The foundation of all this progress is public safety. Nothing is more important than feeling safe and secure in your home and neighborhood. When I see those images from Syria, it is painful to think about what it is like for a child to grow up with such danger. The lack of effective gun laws in this country makes it even more important that police have the tools they need to protect the public and themselves. Ten New York City police officers have been shot so far in 2012. While a nation of laws requires that those who enforce the law be subject to the law, it is important that we never allow the city to return to the mayhem of the mid '70s to the mid 90's. That means the police must be present and visible throughout the city. They must treat the public with respect and dignity, but safety must be their first concern.

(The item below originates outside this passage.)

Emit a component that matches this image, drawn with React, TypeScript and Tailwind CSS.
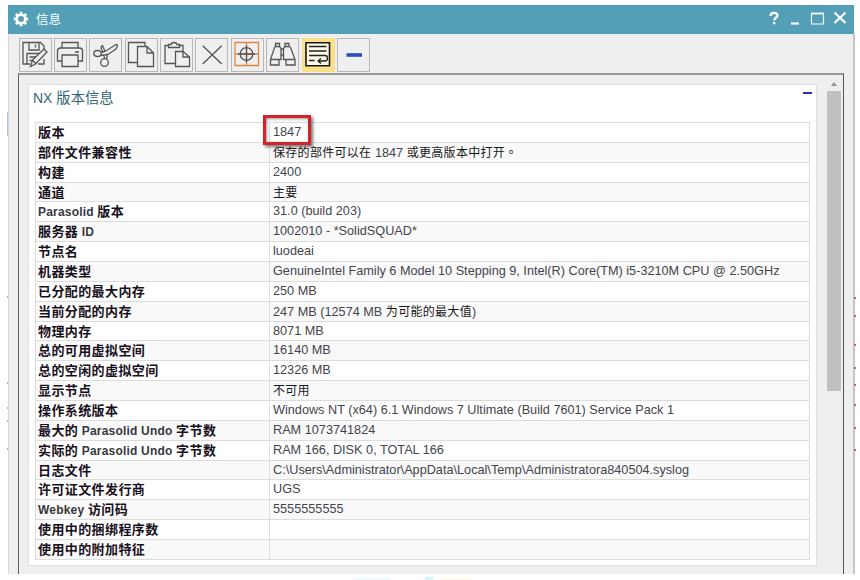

I am certain that "stop and frisk" will be subject to increased regulation over the next several years. I also think that we will see reduced reliance on the technique. In fact, according to WNYC's News Blog: "Between April 1 and June 30, the police conducted 133,934 stops. That's compared to 203,500 stops in the first three months of the year." I define the public safety issue as a parent. As a father I think of the need for parents to feel confident that when they hug their children before school in the morning, they'll get to hug them again at night. The absolute irreducible responsibility of all governments is to provide safety and security for the people within their borders. This does not mean the ends justify the means. It just means that without public safety, we are not around to pursue either ends or means.